3. Check the status of the backup server regularly. When there are problems with the capacity and time of the backup data, they should be repaired promptly, and disaster drills should be performed if necessary.
4. Prohibit some dangerous commands on important servers.
These are my personal opinions. If there is anything wrong, please let me know.
3rd Reply#Posted time:Apr 5, 2017 10:04 AM
This accident reminds us of the following warnings:
Do not work when you are fatigued and do not perform operations when you are drunk, especially not on the database.
It is recommended to set an alias for the rm command, for example to mv files to specified directory.
Backup and recovery verification should work properly. Recovery drills should be performed regularly, which will verify whether the backup data is valid or not and whether the recovery program works normally.
Do not blame anyone during data recovery, especially during accident analysis. Accident analysis should focus on finding out the root cause and developing improvement measures;
In dealing with accidents, we must consider whether the treatment measures will lead to cascading failures, and think twice before important operations;
The response and repair for accidents takes a long time, and spare hardware is often insufficient which may cause data loss, and this cannot be tolerated by users. The emergency plan should be prepared in advance;
Do not add a “online approval by leaders” step for improvement measures, which will only affect recovery efficiency.
4Floor#Posted time:Apr 6, 2017 10:07 AM
Some suggestions for GitLab:
Adjust PostgreSQL configuration. Since there too many simultaneous PGSQL connections in the online environment, the data backup may fail. Reduce it from 8,000 to 2,000, or use a database connection pool.
If PostgreSQL supports reserving connections for superusers, it may be better than the above improvement.
Setting a connection limit for user groups is also supported.
Through modifying the PG kernel, you can also reserve connections for replication users.
5Floor#Posted time:Apr 7, 2017 10:09 AM
I'm glad that Gitlab made public the process of the accident handling, and I've found some details from later multi-party proposals.
First, the guy should not work when he is extremely fatigued. In any industry, the operator must work in good conditions, and I think that the accident will slightly change GitLab's working policy.
Second, evidenced by this accident, the six backup schemes are all invalid, which means that these schemes have a lot of problems. Experts have also commented that GitLab should test and validate these backup schemes regularly to ensure recovery feasibility.
Third, Simon Riggs, CTO of 2nd Quadrant, posted an article on his blog: Dataloss at GitLab, providing some good advice regarding this accident:
1. About PostgreSQL 9.6's data synchronization hanging, there may be some bugs, and they are being worked on.
2. It is normal for PostgreSQL to have a 4GB synchronization lag.

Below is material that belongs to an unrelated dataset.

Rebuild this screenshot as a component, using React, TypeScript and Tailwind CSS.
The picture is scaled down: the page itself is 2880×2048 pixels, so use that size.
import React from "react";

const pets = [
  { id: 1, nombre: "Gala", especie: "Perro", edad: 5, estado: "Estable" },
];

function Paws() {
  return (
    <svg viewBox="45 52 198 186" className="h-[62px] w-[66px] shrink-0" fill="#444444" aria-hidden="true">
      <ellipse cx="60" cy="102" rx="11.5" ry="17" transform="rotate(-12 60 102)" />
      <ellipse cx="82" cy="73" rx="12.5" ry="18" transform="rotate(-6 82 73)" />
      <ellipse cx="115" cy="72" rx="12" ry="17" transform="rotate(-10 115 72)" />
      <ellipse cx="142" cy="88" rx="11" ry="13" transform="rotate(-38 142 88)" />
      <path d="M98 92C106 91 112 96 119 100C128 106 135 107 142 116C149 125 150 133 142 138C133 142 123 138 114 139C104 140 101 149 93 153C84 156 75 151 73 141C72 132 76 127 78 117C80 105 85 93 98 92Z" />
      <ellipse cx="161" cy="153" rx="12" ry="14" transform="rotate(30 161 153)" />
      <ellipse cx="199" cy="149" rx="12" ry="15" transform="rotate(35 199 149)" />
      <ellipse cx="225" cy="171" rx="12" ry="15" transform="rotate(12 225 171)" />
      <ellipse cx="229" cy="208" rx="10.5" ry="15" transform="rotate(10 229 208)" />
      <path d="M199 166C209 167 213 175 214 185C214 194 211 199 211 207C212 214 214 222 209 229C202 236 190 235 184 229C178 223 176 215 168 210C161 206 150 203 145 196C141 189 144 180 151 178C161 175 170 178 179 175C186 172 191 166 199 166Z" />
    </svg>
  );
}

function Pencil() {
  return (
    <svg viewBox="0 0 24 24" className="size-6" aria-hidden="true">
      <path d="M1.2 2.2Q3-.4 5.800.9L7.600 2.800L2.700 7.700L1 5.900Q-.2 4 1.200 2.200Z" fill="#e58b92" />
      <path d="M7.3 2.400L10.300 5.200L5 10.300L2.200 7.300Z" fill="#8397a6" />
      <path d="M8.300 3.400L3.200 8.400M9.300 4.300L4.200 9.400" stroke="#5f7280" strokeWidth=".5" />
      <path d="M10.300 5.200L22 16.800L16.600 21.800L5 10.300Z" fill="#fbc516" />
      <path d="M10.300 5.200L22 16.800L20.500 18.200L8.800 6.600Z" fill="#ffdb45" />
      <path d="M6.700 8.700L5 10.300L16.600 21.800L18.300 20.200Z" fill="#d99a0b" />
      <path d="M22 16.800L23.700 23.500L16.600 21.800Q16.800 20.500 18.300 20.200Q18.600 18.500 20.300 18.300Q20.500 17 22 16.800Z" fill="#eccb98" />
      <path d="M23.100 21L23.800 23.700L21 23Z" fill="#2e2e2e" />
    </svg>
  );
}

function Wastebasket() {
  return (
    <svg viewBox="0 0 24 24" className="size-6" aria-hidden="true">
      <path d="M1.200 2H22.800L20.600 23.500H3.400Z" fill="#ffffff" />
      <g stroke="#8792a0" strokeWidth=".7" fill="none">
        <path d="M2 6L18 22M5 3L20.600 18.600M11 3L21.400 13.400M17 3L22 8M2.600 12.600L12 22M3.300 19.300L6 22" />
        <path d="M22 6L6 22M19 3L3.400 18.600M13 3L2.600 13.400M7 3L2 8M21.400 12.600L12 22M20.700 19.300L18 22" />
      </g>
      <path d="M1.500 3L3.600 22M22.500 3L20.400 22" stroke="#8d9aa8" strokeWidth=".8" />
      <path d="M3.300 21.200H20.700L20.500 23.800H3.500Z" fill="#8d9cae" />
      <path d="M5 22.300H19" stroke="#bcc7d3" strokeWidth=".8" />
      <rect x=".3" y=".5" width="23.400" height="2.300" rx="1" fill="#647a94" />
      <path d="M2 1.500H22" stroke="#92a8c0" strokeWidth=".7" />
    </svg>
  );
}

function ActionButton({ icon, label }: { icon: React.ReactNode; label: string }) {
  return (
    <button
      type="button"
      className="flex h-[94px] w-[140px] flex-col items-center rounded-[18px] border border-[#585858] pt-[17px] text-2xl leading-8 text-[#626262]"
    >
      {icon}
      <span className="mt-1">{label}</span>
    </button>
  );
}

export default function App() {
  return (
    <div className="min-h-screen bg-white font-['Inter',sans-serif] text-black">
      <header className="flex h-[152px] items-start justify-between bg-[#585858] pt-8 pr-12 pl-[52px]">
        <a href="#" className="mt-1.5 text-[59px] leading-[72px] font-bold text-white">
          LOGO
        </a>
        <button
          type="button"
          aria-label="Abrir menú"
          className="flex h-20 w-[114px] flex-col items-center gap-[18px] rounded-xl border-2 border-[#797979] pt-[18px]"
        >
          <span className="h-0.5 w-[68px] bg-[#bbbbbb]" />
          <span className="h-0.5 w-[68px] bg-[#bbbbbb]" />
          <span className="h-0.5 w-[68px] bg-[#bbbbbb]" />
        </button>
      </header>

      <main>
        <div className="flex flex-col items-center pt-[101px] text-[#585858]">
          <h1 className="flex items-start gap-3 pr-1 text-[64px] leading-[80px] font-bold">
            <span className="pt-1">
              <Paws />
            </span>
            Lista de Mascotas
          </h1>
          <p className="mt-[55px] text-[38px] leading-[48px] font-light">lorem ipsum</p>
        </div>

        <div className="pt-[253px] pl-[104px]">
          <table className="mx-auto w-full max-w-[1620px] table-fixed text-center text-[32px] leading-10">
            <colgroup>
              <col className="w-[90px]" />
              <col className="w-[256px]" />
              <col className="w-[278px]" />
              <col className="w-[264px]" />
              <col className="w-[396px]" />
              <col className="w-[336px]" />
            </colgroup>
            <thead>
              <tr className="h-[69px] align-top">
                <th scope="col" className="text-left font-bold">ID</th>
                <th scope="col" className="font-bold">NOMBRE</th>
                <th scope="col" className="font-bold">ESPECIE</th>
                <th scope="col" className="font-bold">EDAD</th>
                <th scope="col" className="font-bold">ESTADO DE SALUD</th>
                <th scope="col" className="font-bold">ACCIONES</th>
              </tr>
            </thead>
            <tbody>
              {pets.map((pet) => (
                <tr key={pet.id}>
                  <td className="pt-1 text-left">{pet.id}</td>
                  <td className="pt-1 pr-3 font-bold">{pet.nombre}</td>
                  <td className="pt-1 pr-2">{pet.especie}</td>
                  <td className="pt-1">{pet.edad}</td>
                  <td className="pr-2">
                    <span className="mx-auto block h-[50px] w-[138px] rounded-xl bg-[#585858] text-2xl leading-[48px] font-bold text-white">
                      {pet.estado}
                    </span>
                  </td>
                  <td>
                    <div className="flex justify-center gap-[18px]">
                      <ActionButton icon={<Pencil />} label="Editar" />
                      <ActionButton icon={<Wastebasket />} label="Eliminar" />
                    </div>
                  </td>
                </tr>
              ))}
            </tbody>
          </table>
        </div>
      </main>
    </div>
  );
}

3. In the normal mode, the slave node is stopped first, which will make the master node automatically release the WALSender connection. Therefore, the max_wal_senders parameters of the master node should not be reconfigured. However,
when the slave node is stopped, the complex connections with the master node will not be released immediately, and newly started slave nodes will consume more links. In his opinion, GitLab configured 32 links, which is too high, and usually two to four links are enough.
4. In addition, GitLab configured max_connections=8000, which is too high, and it is reasonable to drop to 2,000 at present.

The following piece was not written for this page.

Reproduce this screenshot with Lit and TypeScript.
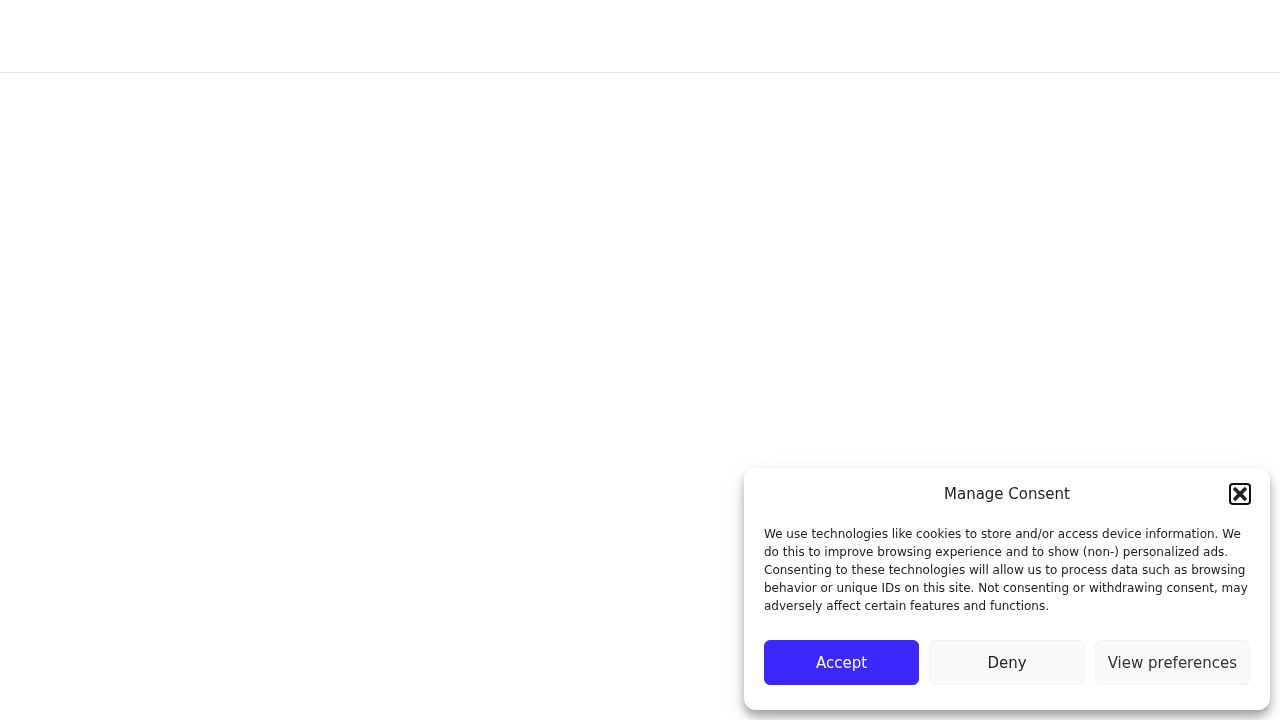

5. Pg_basebackup will first build a checkpoint on the master node, and then start synchronization. The process takes about 4 minutes.
6. It is very dangerous to manually delete the database directory, and this should be performed by a program. The latest release of repmgr is recommended
7. Backup recovery is also very important. Therefore, it should be done with the corresponding procedures. Barman is recommended (which supports S3)
8. Testing backup and recovery is a very important process.
It is also found that GitLab employees are not familiar with PostgreSQL. That's a major weakness.
Finally, I think the operation and maintenance department should try to use scripts for these processes rather than handle them manually.
6Floor#Posted time:Apr 10, 2017 9:39 AM
I watched the live broadcast till early morning. The GitLab engineer was very tired when he summed up his experience.
All five backups being invalid is really rare. Even though I am not working in the computer industry and have not dealt with such a large database, honestly, I really think data backup is very important.
Phpmyadmin is used for basic database backup. There are also command line backups and script backups which automatically backup. However, no matter what methods are used for database backups, the data integrity is the most important.
As I have limited technology experience and no practical experience with large databases, please let me know if I made any mistakes.
Data integrity verification should be carried out after completing each backup. If the backup size differs much from the actual size of the database, the backup must be wrong!
When I make backups in reality, I will adopt multiple backups if the database is small and adopt multi-point backups if the amount of data is large. Automated scripts will be used for backup to dedicated backup machines or storing multi-part backups in OSS. Perform regular backups using scheduled tasks.
I am learning how to make incremental backups for the database. It is not possible to perform complete backups on large databases every time, so incremental backup is very important and it is easy to recover.
If I encounter a large database, I will sum up more practical experience.
7Floor#Posted time:Apr 11, 2017 9:51 AM
Almost all businesses depend on data, and we should attach great importance to data. My idea is to use two separate databases, Database A and Database B, running on different hosts. Then an access interface I should be provided, and the functions of interface I should meet the following requirements:
1. Any query, as long as it does not change the data, accesses Database A by default (the premise is that A is normal)
2. Any query, as long as it changes the data, accesses Database B
3. Once a database fails, all queries to that database access the other database; and warnings should be given, so that it can be repaired promptly.
4. If both databases fail, there is nothing we can do...
The two-database model may affect the efficiency of some operations, which can be optimized to reduce the impact.